No relatório de novembro do ano passado, a PF escreve que era necessário o avanço na investigação para apurar a possível omissão da dupla.

“Em relação ao general Freire Gomes e ao Brigadeiro Baptista Júnior, os elementos colhidos até o presente momento indicam que teriam resistidos às investidas do grupo golpista”, diz a PF, acrescentando a seguir: “No entanto, considerando a posição de agentes garantidores, é necessário avançar na investigação para apurar uma possível conduta comissiva por omissão pelo fato de terem tomado ciência dos atos que estavam sendo praticados para subverter o regime democrático e mesmo assim, na condição de comandantes do Exército e da Aeronáutica, quedaram-se inertes”.

O relatório final não menciona se houve essa apuração e qual teria sido a conclusão. A Folha procurou a PF por meio de sua assessoria, mas não houve resposta.

A nota assinada pelos comandantes das Forças em 11 de novembro de 2022 foi tratada no relatório inicial como importante aval dado pelos militares aos acampamentos de bolsonaristas em frente aos quartéis, o que culminou na tentativa de invasão da sede da PF em Brasília, em 12 de dezembro de 2022, e nos ataques às sedes dos Três Poderes, em 8 de janeiro de 2023.

A manifestação dos comandantes foi costurada por quase uma semana, segundo relatos feitos à Folha, e sua articulação iniciou-se após os chefes militares participarem de reuniões com Bolsonaro no Palácio da Alvorada após a vitória de Lula (PT) no segundo turno das eleições.

Essas conversas citavam bloqueio de estradas, críticas ao Judiciário e defesas a uma suposta legitimidade das manifestações. Na visão dos chefes militares, os manifestantes não se sentiam seguros para protestar em frente ao STF nem viam efetividade em cobrar respostas do Congresso diante do que consideravam abusos de ministros togados. O alvo também era o TSE (Tribunal Superior Eleitoral).

A PF destaca, ainda no relatório inicial, que o chefe da ajudância de ordens de Bolsonaro, Mauro Cid, enviou um áudio de felicitação a Freire Gomes no mesmo dia da divulgação da nota dos comandantes. Dizia que a nota fora lida pelos acampados como sinal de que teriam a proteção das Forças Armadas contra eventuais decisões judiciais.
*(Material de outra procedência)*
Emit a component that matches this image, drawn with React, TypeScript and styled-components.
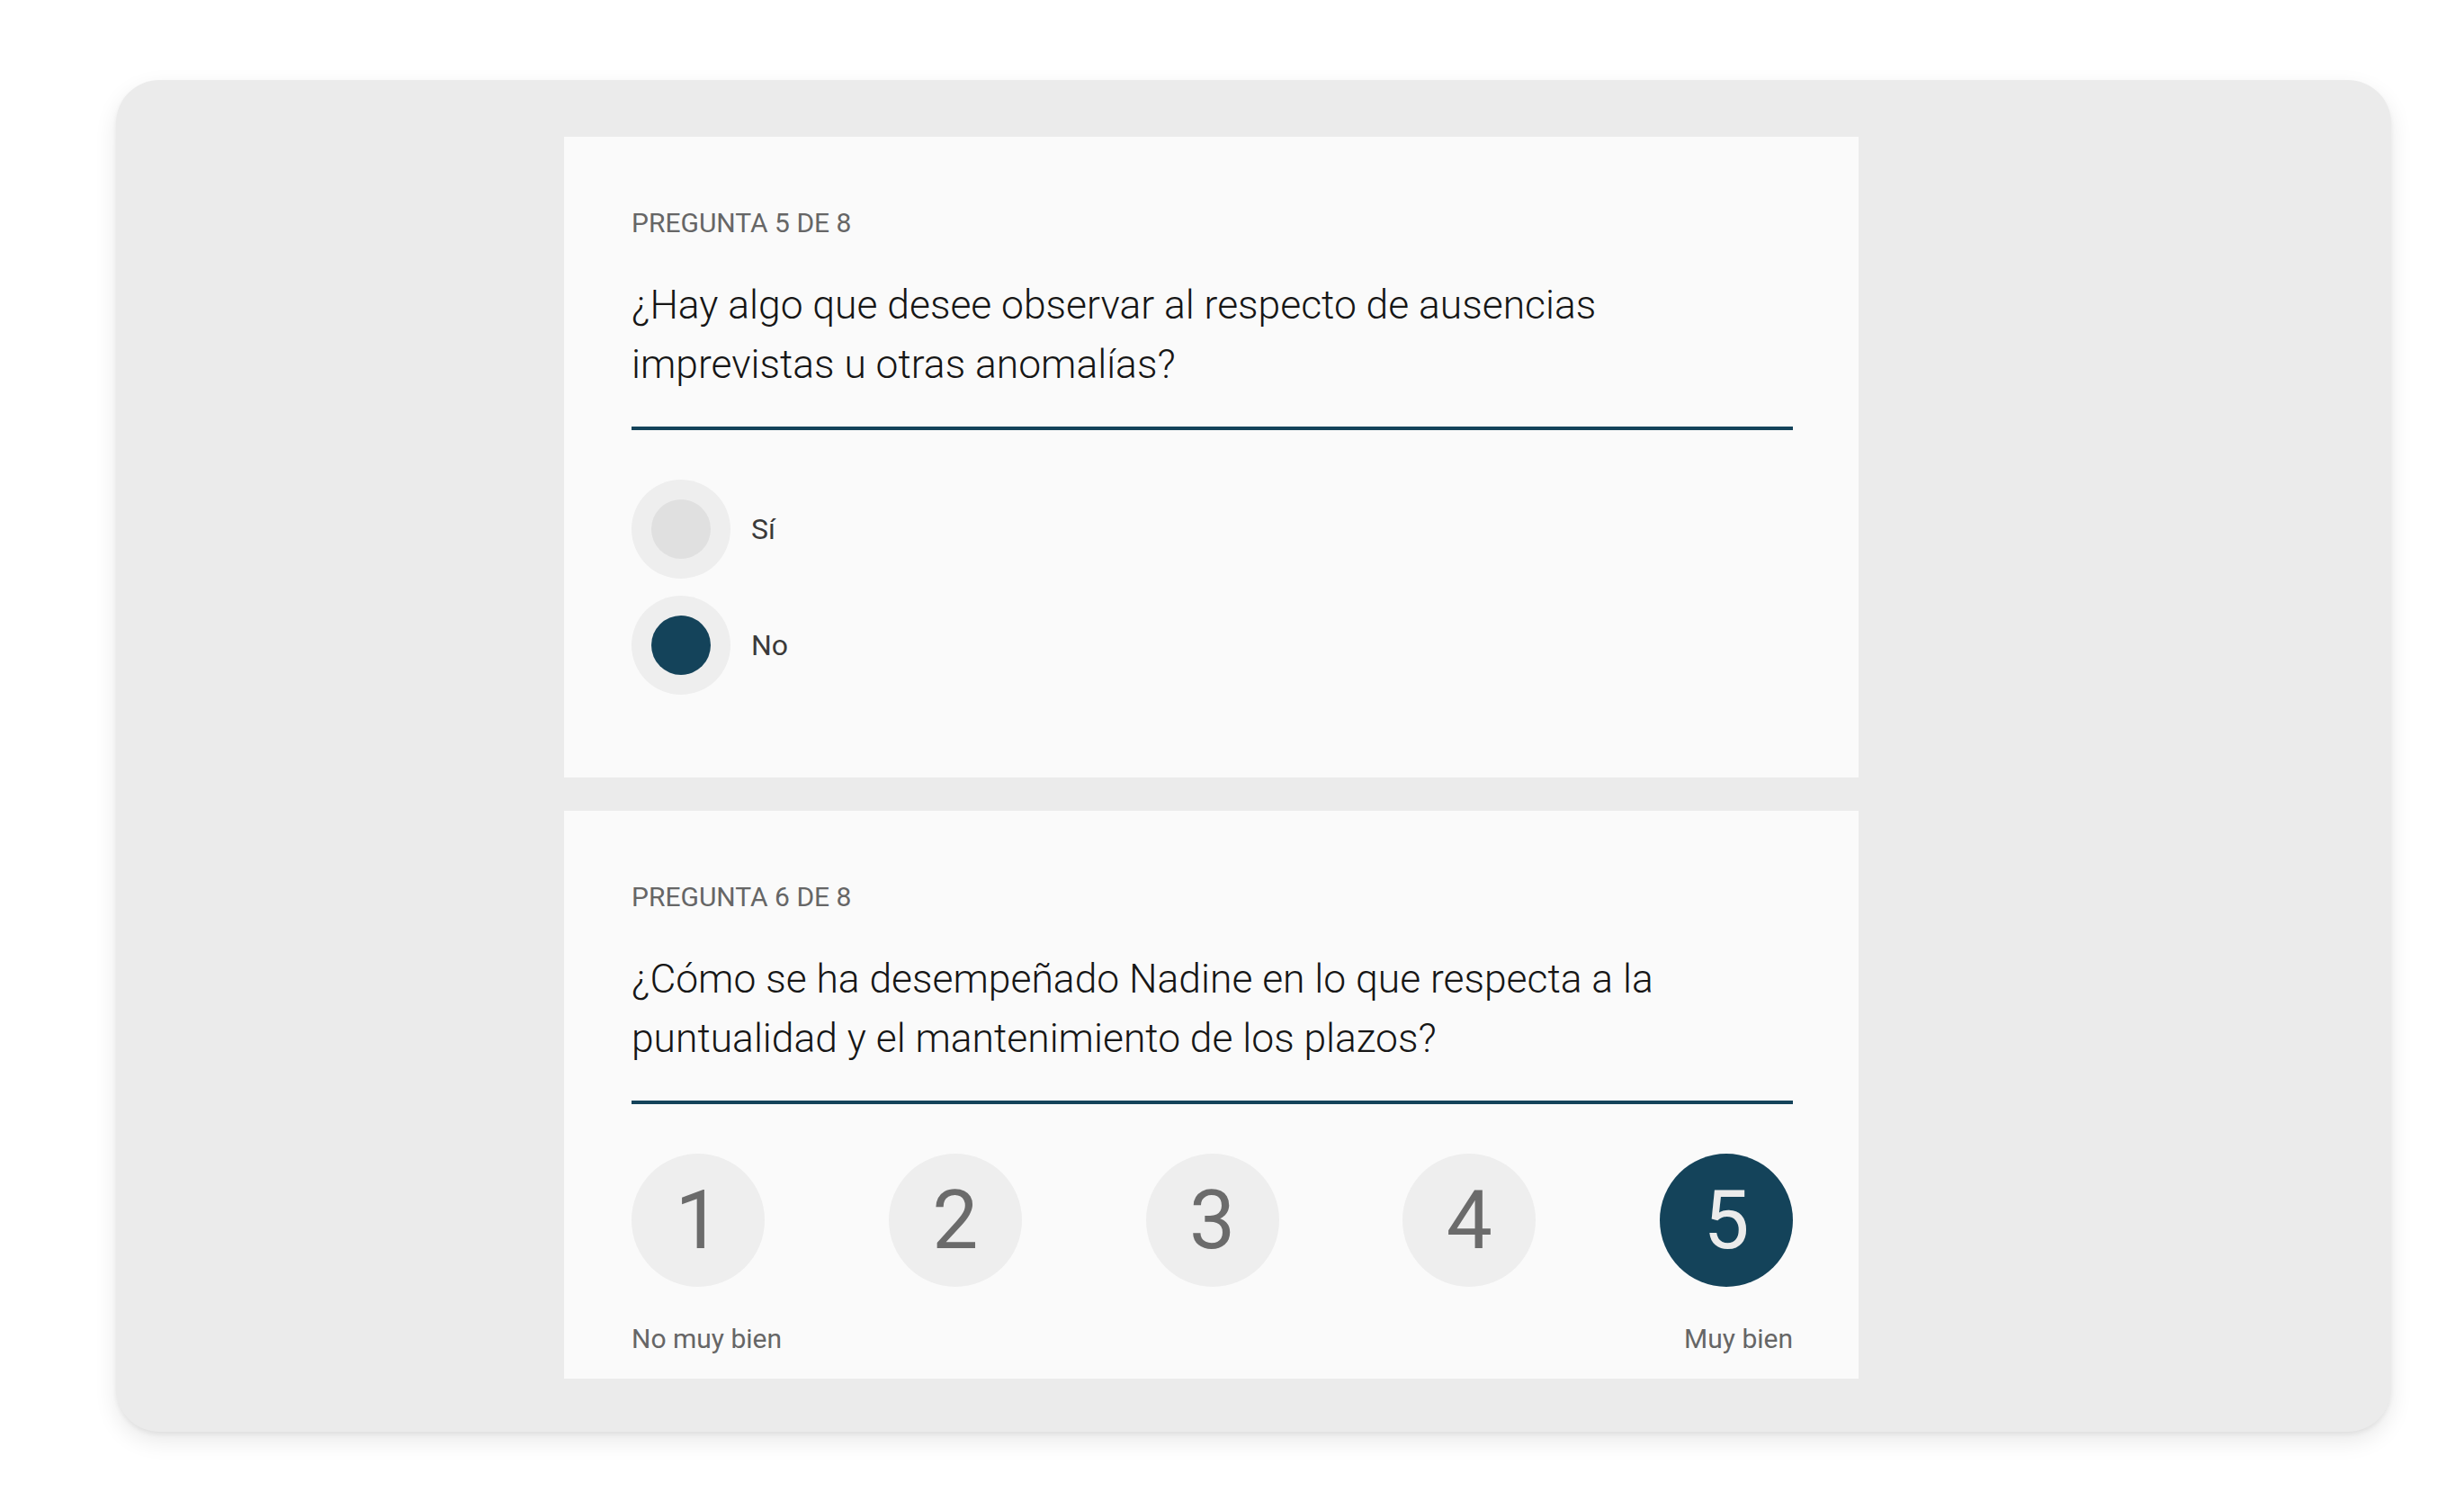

Os investigadores concluíram na época que a manifestação pública de Freire Gomes, Baptista Júnior e de Almir Garnier —esse último supostamente um apoiador do golpe— era uma reação à possível desmobilização dos acampamentos bolsonaristas após a auditoria do Ministério da Defesa não ter apresentado indícios de fraudes no sistema eleitoral.

Já no relatório final, a íntegra da nota não aparece mais e é descrita só brevemente, como contexto sobre a troca de mensagens de investigados.

Outra diferença entre o primeiro e o último relatório da PF se dá sobre a reunião ministerial de 5 de julho de 2022, em que Bolsonaro e diversos ministros fizeram manifestações de claro cunho golpista a três meses da eleição.

No texto de novembro de 2022, a PF lista nominalmente a presença de Freire Gomes e Baptista Júnior nesse encontro. No relatório final, os nomes são suprimidos, e há só uma lista resumida dos participantes.

Freire Gomes teve uma relação dúbia com Bolsonaro no fim de 2022. Ele acompanhou ao lado do ex-presidente, no Palácio da Alvorada, a apuração do segundo turno das eleições.

Depois do resultado, foi ao menos 13 vezes ao Alvorada —algumas acompanhado dos demais chefes militares, outras com generais subordinados ou mesmo sozinho. Dez reuniões ocorreram antes de 7 de dezembro, quando Bolsonaro apresentou uma minuta de decreto para um golpe de Estado.

Em depoimento à PF, Baptista Júnior diz que o chefe do Exército ameaçou prender Bolsonaro se desse prosseguimento ao golpe. O próprio Freire Gomes não cita a reação e se restringe e dizer que foi contra.

O comandante, porém, manteve idas ao Alvorada mesmo após isso: em 15 de dezembro e outra na véspera do Natal, quando entregou a Bolsonaro um presente e um convite para sua passagem de comando para Bolsonaro.

Freire Gomes justificava a militares que o objetivo dessa postura era evitar rupturas e, assim, garantir que não seria demitido antes do fim do governo.